▸ SUPPLIED MATERIAL:
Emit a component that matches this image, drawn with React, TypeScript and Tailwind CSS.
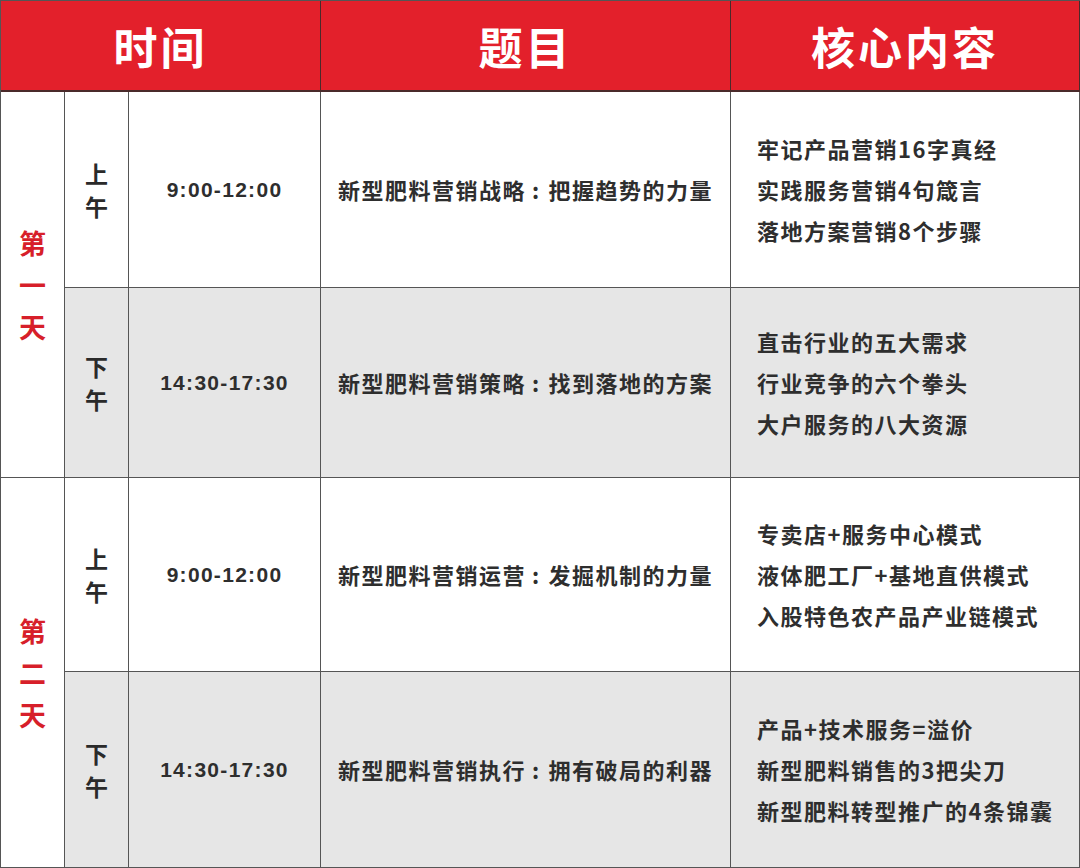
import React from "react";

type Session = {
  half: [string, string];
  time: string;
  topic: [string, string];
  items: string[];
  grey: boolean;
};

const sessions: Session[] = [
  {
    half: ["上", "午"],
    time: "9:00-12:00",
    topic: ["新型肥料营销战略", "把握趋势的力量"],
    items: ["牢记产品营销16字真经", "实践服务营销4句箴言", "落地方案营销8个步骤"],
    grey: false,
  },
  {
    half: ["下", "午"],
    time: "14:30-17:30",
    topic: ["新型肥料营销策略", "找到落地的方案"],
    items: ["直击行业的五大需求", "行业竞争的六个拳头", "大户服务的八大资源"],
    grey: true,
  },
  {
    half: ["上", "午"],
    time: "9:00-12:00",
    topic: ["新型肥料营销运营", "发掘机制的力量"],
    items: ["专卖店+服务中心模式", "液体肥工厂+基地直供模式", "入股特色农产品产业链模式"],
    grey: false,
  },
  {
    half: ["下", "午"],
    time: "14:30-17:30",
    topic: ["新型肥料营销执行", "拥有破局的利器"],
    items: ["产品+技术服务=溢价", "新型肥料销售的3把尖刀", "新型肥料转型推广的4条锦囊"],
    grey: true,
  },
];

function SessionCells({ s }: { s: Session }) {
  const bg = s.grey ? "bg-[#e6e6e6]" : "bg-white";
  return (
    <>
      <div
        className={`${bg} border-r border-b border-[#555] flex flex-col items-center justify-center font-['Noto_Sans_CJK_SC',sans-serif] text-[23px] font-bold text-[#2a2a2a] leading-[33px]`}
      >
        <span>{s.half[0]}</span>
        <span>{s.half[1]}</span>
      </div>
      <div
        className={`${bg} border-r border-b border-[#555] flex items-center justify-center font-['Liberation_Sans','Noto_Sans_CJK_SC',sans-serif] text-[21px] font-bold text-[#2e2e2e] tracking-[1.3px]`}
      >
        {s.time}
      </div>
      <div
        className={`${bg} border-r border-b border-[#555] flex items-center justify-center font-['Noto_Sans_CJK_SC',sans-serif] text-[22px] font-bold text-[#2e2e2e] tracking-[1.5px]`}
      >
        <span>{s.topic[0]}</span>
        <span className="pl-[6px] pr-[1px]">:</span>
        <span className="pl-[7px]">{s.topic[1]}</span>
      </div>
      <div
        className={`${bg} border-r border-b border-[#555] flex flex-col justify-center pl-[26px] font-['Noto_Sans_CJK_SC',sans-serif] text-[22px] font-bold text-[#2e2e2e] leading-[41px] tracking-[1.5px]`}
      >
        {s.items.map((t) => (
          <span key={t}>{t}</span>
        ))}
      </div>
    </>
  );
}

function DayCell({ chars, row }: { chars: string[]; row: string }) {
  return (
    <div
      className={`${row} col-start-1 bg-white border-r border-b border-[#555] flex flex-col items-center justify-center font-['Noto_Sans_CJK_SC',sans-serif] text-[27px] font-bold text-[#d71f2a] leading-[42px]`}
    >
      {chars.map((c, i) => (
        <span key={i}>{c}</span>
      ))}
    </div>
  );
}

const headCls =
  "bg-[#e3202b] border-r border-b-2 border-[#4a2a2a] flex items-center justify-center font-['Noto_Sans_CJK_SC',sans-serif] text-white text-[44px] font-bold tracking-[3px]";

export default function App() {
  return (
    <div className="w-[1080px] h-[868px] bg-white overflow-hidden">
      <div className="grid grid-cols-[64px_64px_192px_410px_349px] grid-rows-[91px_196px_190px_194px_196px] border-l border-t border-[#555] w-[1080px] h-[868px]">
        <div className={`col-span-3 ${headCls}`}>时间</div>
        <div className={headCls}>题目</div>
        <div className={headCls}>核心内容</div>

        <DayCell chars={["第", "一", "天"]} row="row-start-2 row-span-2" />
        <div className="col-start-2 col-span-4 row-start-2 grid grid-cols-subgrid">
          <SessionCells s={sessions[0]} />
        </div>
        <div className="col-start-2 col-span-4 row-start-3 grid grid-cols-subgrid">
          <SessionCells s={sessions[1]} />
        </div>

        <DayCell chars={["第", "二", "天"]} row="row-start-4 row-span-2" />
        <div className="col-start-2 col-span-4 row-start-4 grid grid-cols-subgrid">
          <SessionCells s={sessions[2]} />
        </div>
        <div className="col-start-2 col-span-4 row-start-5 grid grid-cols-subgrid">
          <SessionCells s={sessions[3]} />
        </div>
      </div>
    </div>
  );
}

▸ PROBLEM TO SOLVE:
Reproduce the whole listing exactly, but not the images in it.

▸ EXPECTED OUTPUT:
Emit a component that matches this image, drawn with React, TypeScript and Tailwind CSS.
import React from "react";

type Session = {
  half: [string, string];
  time: string;
  topic: [string, string];
  items: string[];
  grey: boolean;
};

const sessions: Session[] = [
  {
    half: ["上", "午"],
    time: "9:00-12:00",
    topic: ["新型肥料营销战略", "把握趋势的力量"],
    items: ["牢记产品营销16字真经", "实践服务营销4句箴言", "落地方案营销8个步骤"],
    grey: false,
  },
  {
    half: ["下", "午"],
    time: "14:30-17:30",
    topic: ["新型肥料营销策略", "找到落地的方案"],
    items: ["直击行业的五大需求", "行业竞争的六个拳头", "大户服务的八大资源"],
    grey: true,
  },
  {
    half: ["上", "午"],
    time: "9:00-12:00",
    topic: ["新型肥料营销运营", "发掘机制的力量"],
    items: ["专卖店+服务中心模式", "液体肥工厂+基地直供模式", "入股特色农产品产业链模式"],
    grey: false,
  },
  {
    half: ["下", "午"],
    time: "14:30-17:30",
    topic: ["新型肥料营销执行", "拥有破局的利器"],
    items: ["产品+技术服务=溢价", "新型肥料销售的3把尖刀", "新型肥料转型推广的4条锦囊"],
    grey: true,
  },
];

function SessionCells({ s }: { s: Session }) {
  const bg = s.grey ? "bg-[#e6e6e6]" : "bg-white";
  return (
    <>
      <div
        className={`${bg} border-r border-b border-[#555] flex flex-col items-center justify-center font-['Noto_Sans_CJK_SC',sans-serif] text-[23px] font-bold text-[#2a2a2a] leading-[33px]`}
      >
        <span>{s.half[0]}</span>
        <span>{s.half[1]}</span>
      </div>
      <div
        className={`${bg} border-r border-b border-[#555] flex items-center justify-center font-['Liberation_Sans','Noto_Sans_CJK_SC',sans-serif] text-[21px] font-bold text-[#2e2e2e] tracking-[1.3px]`}
      >
        {s.time}
      </div>
      <div
        className={`${bg} border-r border-b border-[#555] flex items-center justify-center font-['Noto_Sans_CJK_SC',sans-serif] text-[22px] font-bold text-[#2e2e2e] tracking-[1.5px]`}
      >
        <span>{s.topic[0]}</span>
        <span className="pl-[6px] pr-[1px]">:</span>
        <span className="pl-[7px]">{s.topic[1]}</span>
      </div>
      <div
        className={`${bg} border-r border-b border-[#555] flex flex-col justify-center pl-[26px] font-['Noto_Sans_CJK_SC',sans-serif] text-[22px] font-bold text-[#2e2e2e] leading-[41px] tracking-[1.5px]`}
      >
        {s.items.map((t) => (
          <span key={t}>{t}</span>
        ))}
      </div>
    </>
  );
}

function DayCell({ chars, row }: { chars: string[]; row: string }) {
  return (
    <div
      className={`${row} col-start-1 bg-white border-r border-b border-[#555] flex flex-col items-center justify-center font-['Noto_Sans_CJK_SC',sans-serif] text-[27px] font-bold text-[#d71f2a] leading-[42px]`}
    >
      {chars.map((c, i) => (
        <span key={i}>{c}</span>
      ))}
    </div>
  );
}

const headCls =
  "bg-[#e3202b] border-r border-b-2 border-[#4a2a2a] flex items-center justify-center font-['Noto_Sans_CJK_SC',sans-serif] text-white text-[44px] font-bold tracking-[3px]";

export default function App() {
  return (
    <div className="w-[1080px] h-[868px] bg-white overflow-hidden">
      <div className="grid grid-cols-[64px_64px_192px_410px_349px] grid-rows-[91px_196px_190px_194px_196px] border-l border-t border-[#555] w-[1080px] h-[868px]">
        <div className={`col-span-3 ${headCls}`}>时间</div>
        <div className={headCls}>题目</div>
        <div className={headCls}>核心内容</div>

        <DayCell chars={["第", "一", "天"]} row="row-start-2 row-span-2" />
        <div className="col-start-2 col-span-4 row-start-2 grid grid-cols-subgrid">
          <SessionCells s={sessions[0]} />
        </div>
        <div className="col-start-2 col-span-4 row-start-3 grid grid-cols-subgrid">
          <SessionCells s={sessions[1]} />
        </div>

        <DayCell chars={["第", "二", "天"]} row="row-start-4 row-span-2" />
        <div className="col-start-2 col-span-4 row-start-4 grid grid-cols-subgrid">
          <SessionCells s={sessions[2]} />
        </div>
        <div className="col-start-2 col-span-4 row-start-5 grid grid-cols-subgrid">
          <SessionCells s={sessions[3]} />
        </div>
      </div>
    </div>
  );
}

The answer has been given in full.